» **Data**:
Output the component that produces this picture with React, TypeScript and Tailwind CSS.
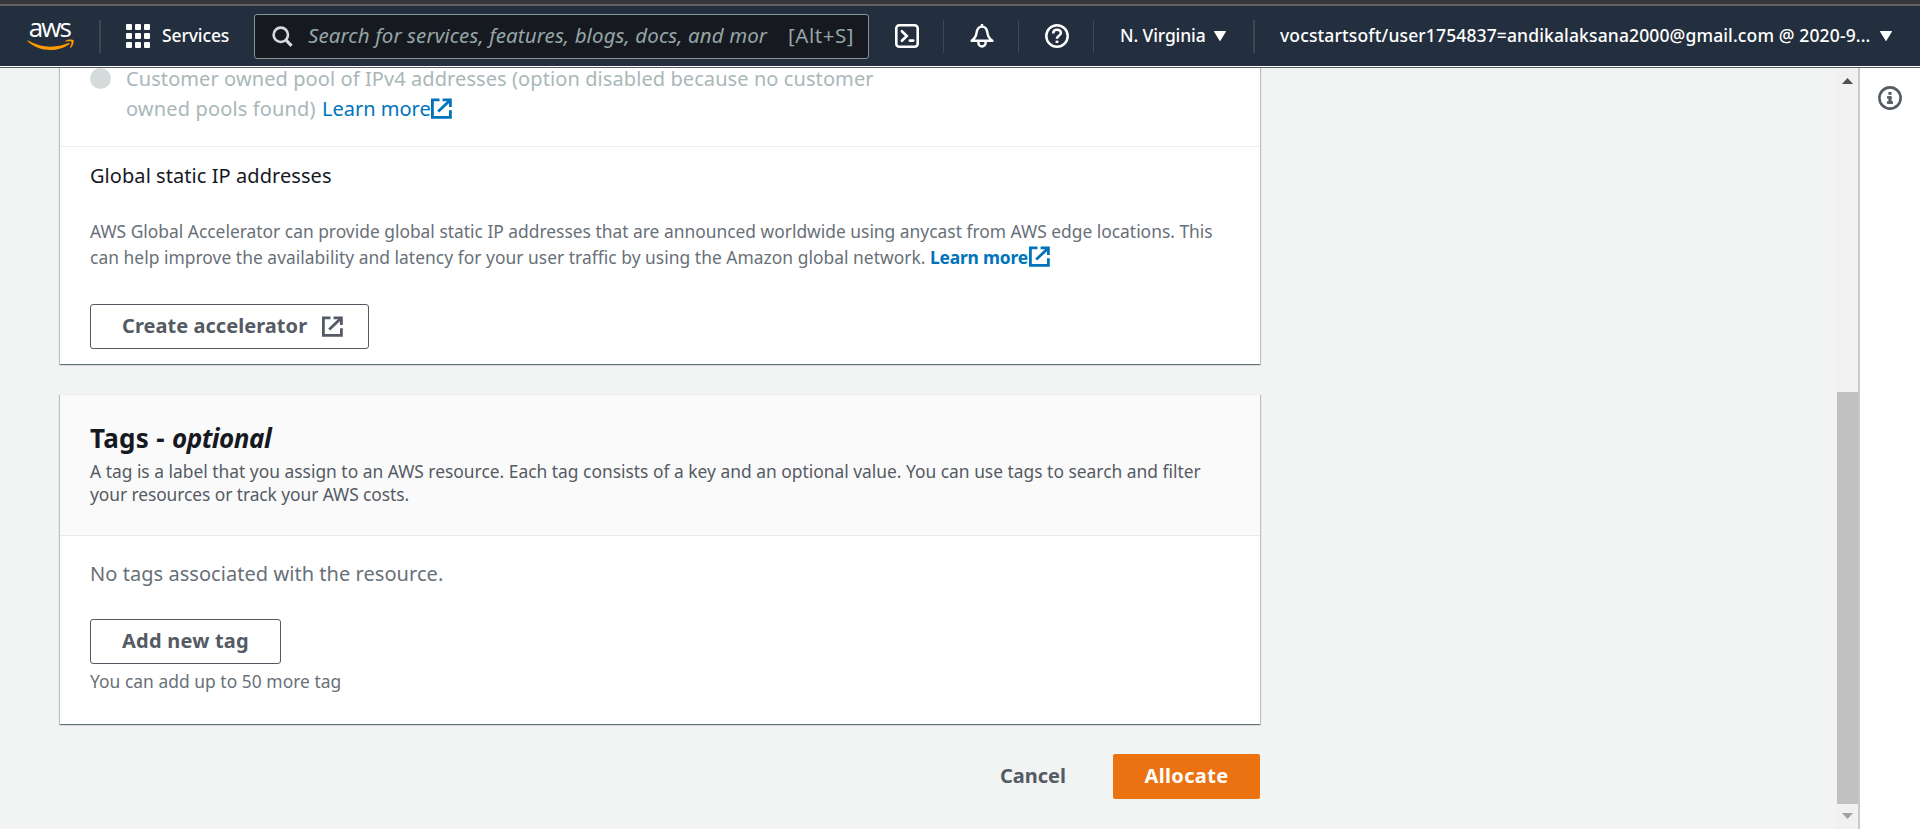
import React from 'react';

function ExternalIcon({ className = '' }: { className?: string }) {
  return (
    <svg viewBox="0 0 21 21" className={`h-[21px] w-[21px] shrink-0 ${className}`} fill="none" stroke="currentColor" strokeWidth="2.8">
      <path d="M8.5 1.9H1.4V19.4H19.4V12.2" />
      <path d="M11.6 1.9H19.4V9" />
      <path d="M7.2 13.6L18.8 2.4" />
    </svg>
  );
}

function AwsLogo() {
  return (
    <svg viewBox="0 0 47 28" className="h-[28px] w-[47px] shrink-0 overflow-visible">
      <text x="1.8" y="15" fill="#ffffff" textLength="43" fontFamily="'Open Sans', 'Noto Sans', sans-serif" fontSize="26" fontWeight="500">
        aws
      </text>
      <g transform="scale(0.1546)" fill="#ff9900">
        <path d="M273.5,143.7c-32.9,24.3-80.7,37.2-121.8,37.2c-57.6,0-109.5-21.3-148.7-56.7c-3.1-2.8-0.3-6.6,3.4-4.4c42.4,24.6,94.7,39.5,148.8,39.5c36.5,0,76.6-7.6,113.5-23.2C274.2,133.6,278.9,139.7,273.5,143.7z" />
        <path d="M287.2,128.1c-4.2-5.4-27.8-2.6-38.5-1.3c-3.2,0.4-3.7-2.4-0.8-4.5c18.8-13.2,49.7-9.4,53.3-5c3.6,4.5-1,35.4-18.6,50.2c-2.7,2.3-5.3,1.1-4.1-1.9C282.5,155.7,291.4,133.4,287.2,128.1z" />
      </g>
    </svg>
  );
}

function GridIcon() {
  return (
    <svg viewBox="0 0 24 24" className="h-6 w-6 shrink-0" fill="#ffffff">
      {[0, 9, 18].map((y) => [0, 9, 18].map((x) => <rect key={`${x}-${y}`} x={x} y={y} width="6" height="6" rx="1" />))}
    </svg>
  );
}

function Caret() {
  return (
    <svg viewBox="0 0 12 10" className="h-[10px] w-3 shrink-0">
      <path d="M0.5 0h11a.5.5 0 0 1 .4.8L6.4 9.7a.5.5 0 0 1-.8 0L.1.8A.5.5 0 0 1 .5 0z" fill="#ffffff" />
    </svg>
  );
}

function Header() {
  return (
    <header className="flex h-[60px] shrink-0 items-center bg-[#232f3e] text-[17.5px] font-medium text-white">
      <div className="flex w-[99px] pl-[27px]">
        <AwsLogo />
      </div>
      <div className="h-[33px] w-0.5 bg-[#414750]" />
      <div className="flex w-[153px] items-center pl-[25px]">
        <GridIcon />
        <span className="pb-0.5 pl-3 tracking-[-0.12px]">Services</span>
      </div>
      <div className="flex h-[45px] w-[615px] items-center overflow-hidden rounded-[3px] border border-[#879596] bg-[#16191f] pl-[17px] text-[20.5px] font-normal text-[#95a5a6]">
        <svg viewBox="0 0 21 21" className="h-[21px] w-[21px] shrink-0" fill="none" stroke="#d5dbdb" strokeWidth="2.6">
          <circle cx="8.8" cy="8.8" r="7.2" />
          <path d="M13.8 13.8L19.6 19.8" strokeWidth="3.2" />
        </svg>
        <span className="ml-[15px] w-[460px] shrink-0 pb-0.5 whitespace-nowrap tracking-[0.1px] italic">
          Search for services, features, blogs, docs, and mor
        </span>
        <span className="ml-[20px] pb-0.5 whitespace-nowrap tracking-[0.55px]">[Alt+S]</span>
      </div>
      <div className="flex w-[74px] pl-[26px]">
        <svg viewBox="0 0 24 24" className="h-6 w-6" fill="none" stroke="#ffffff" strokeWidth="2.6">
          <rect x="1.3" y="1.3" width="21.4" height="21.4" rx="3" />
          <path d="M6.9 7.2L11.8 12L6.9 16.8" strokeLinecap="round" />
          <path d="M14.8 16.6H18.2" strokeLinecap="round" />
        </svg>
      </div>
      <div className="h-[33px] w-px bg-[#414750]" />
      <div className="flex w-[74px] justify-center pl-px">
        <svg viewBox="0 0 24 24" className="h-6 w-6" fill="none" stroke="#ffffff" strokeWidth="2.4" strokeLinejoin="round">
          <path d="M1.6 16.8C4.2 15 6 12.8 6.6 8.8C7.1 5 9 2.6 12 2.6S16.9 5 17.4 8.8C18 12.8 19.8 15 22.4 16.8Z" />
          <path d="M12 0.6V2.4" strokeLinecap="round" />
          <path d="M8.4 17.4V18.9a3.6 3.6 0 0 0 7.2 0V17.4" />
        </svg>
      </div>
      <div className="h-[33px] w-px bg-[#414750]" />
      <div className="flex w-[74px] justify-center pl-[2px]">
        <svg viewBox="0 0 24 24" className="h-6 w-6" fill="none" stroke="#ffffff" strokeWidth="2.5">
          <circle cx="12" cy="12" r="10.7" />
          <path d="M8.2 9.4C8.2 7 9.8 5.8 12 5.8S15.9 7.1 15.9 9.1C15.9 11.6 12 11.6 12 14.8" />
          <path d="M12 16.6V19" strokeWidth="2.8" />
        </svg>
      </div>
      <div className="h-[33px] w-px bg-[#414750]" />
      <div className="flex w-[159px] items-center pl-[26px]">
        <span className="w-[94px] pb-0.5 tracking-[-0.12px] whitespace-nowrap">N. Virginia</span>
        <Caret />
      </div>
      <div className="h-[33px] w-0.5 bg-[#414750]" />
      <div className="flex items-center pl-[25px]">
        <span className="w-[600px] pb-0.5 tracking-[0.13px] whitespace-nowrap">vocstartsoft/user1754837=andikalaksana2000@gmail.com @ 2020-9...</span>
        <Caret />
      </div>
    </header>
  );
}

const card =
  'border-t border-[#eaeded] bg-white shadow-[0_1px_1px_0_rgba(0,28,36,0.4),1px_1px_1px_0_rgba(0,28,36,0.18),-1px_1px_1px_0_rgba(0,28,36,0.18)]';
const outlined = 'flex h-[45px] items-center rounded-[3px] border border-[#545b64] bg-white pb-px pl-[31px] text-[20px] font-bold text-[#545b64]';

export default function App() {
  return (
    <div className="flex h-[829px] w-[1920px] flex-col overflow-hidden bg-[#f2f3f3] font-['Noto_Sans','Open_Sans',sans-serif]">
      <div className="h-1 shrink-0 bg-[#35363a]" />
      <div className="h-0.5 shrink-0 bg-[#5f6062]" />
      <Header />
      <div className="h-px shrink-0 bg-white" />
      <div className="h-px shrink-0 bg-[#545b64]" />
      <div className="flex min-h-0 flex-1">
        <main className="w-[1836px] overflow-hidden pl-[60px]">
          <div className="w-[1200px]">
            <section className={`-mt-px h-[297px] ${card}`}>
              <div className="flex h-[79px] border-b border-[#eaeded] pl-[30px]">
                <div className="h-[21px] w-[21px] rounded-full bg-[#d5dbdb]" />
                <div className="-mt-1 ml-[15px] text-[20px] leading-[30px] whitespace-nowrap text-[#aab7b8]">
                  <div className="tracking-[0.085px]">Customer owned pool of IPv4 addresses (option disabled because no customer</div>
                  <div className="flex">
                    <span className="w-[196px] tracking-[0.15px]">owned pools found)</span>
                    <a className="w-[109px] text-[#0073bb]">Learn more</a>
                    <ExternalIcon className="mt-[4px] text-[#0073bb]" />
                  </div>
                </div>
              </div>
              <div className="px-[30px] pt-[14px]">
                <h3 className="text-[20px] leading-[30px] tracking-[0.06px] text-[#16191f]">Global static IP addresses</h3>
                <div className="pt-[27px] text-[17.4px] leading-[26px] whitespace-nowrap text-[#687078]">
                  <div>AWS Global Accelerator can provide global static IP addresses that are announced worldwide using anycast from AWS edge locations. This</div>
                  <div className="flex">
                    <span className="w-[840px] tracking-[0.035px]">can help improve the availability and latency for your user traffic by using the Amazon global network.</span>
                    <a className="w-[99px] font-bold tracking-[-0.18px] text-[#0073bb]">Learn more</a>
                    <ExternalIcon className="mt-[2px] text-[#0073bb]" />
                  </div>
                </div>
                <button className={`mt-[34px] w-[279px] ${outlined}`}>
                  <span className="w-[200px] text-left tracking-[0.05px]">Create accelerator</span>
                  <ExternalIcon />
                </button>
              </div>
            </section>

            <section className={`mt-[30px] h-[330px] ${card}`}>
              <div className="h-[141px] border-b border-[#eaeded] bg-[#fafafa] px-[30px] pt-[28px]">
                <h2 className="flex text-[26px] leading-[30px] font-bold text-[#16191f]">
                  <span className="w-[82px] tracking-[0.3px]">Tags -</span>
                  <span className="tracking-[-0.5px] italic">optional</span>
                </h2>
                <p className="pt-[7px] text-[17.4px] leading-[23.3px] whitespace-nowrap text-[#545b64]">
                  A tag is a label that you assign to an AWS resource. Each tag consists of a key and an optional value. You can use tags to search and filter
                  <br />
                  <span className="tracking-[-0.08px]">your resources or track your AWS costs.</span>
                </p>
              </div>
              <div className="px-[30px] pt-[23px]">
                <p className="text-[20px] leading-[30px] tracking-[0.05px] text-[#687078]">No tags associated with the resource.</p>
                <button className={`mt-[30px] w-[191px] tracking-[0.22px] ${outlined}`}>Add new tag</button>
                <p className="pt-[4px] text-[17.4px] leading-[26px] tracking-[0.04px] text-[#687078]">You can add up to 50 more tag</p>
              </div>
            </section>

            <div className="mt-[30px] flex h-[45px] items-stretch justify-end text-[20px] font-bold">
              <button className="mr-[47px] pb-px text-[#545b64]">Cancel</button>
              <button className="w-[147px] rounded-[2px] bg-[#ec7211] pb-px tracking-[0.35px] text-white">Allocate</button>
            </div>
          </div>
        </main>
        <div className="flex w-[22px] flex-col items-center bg-[#f1f1f1] pl-px">
          <svg viewBox="0 0 11 6" className="mt-[10px] h-[6px] w-[11px] shrink-0">
            <path d="M0 6L5.5 0L11 6z" fill="#505050" />
          </svg>
          <div className="mt-[308px] h-[412px] w-[21px] shrink-0 bg-[#c1c1c1]" />
          <svg viewBox="0 0 11 6" className="mt-[9px] h-[6px] w-[11px] shrink-0">
            <path d="M0 0L5.5 6L11 0z" fill="#a3a3a3" />
          </svg>
        </div>
        <aside className="flex w-[62px] justify-center border-l-2 border-[#c4cbcb] bg-white pt-[18px]">
          <svg viewBox="0 0 24 24" className="h-6 w-6" fill="none" stroke="#545b64">
            <circle cx="12" cy="12" r="10.6" strokeWidth="2.6" />
            <path d="M12 6V8.8" strokeWidth="3.2" />
            <path d="M9 11.4H13.4" strokeWidth="2.4" />
            <path d="M12 10.4V17.4" strokeWidth="3.2" />
            <path d="M9 16.6H15" strokeWidth="2.6" />
          </svg>
        </aside>
      </div>
    </div>
  );
}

» **What you have to do**:
State only how many lines in the material include "that".

» **Worked solution**:
3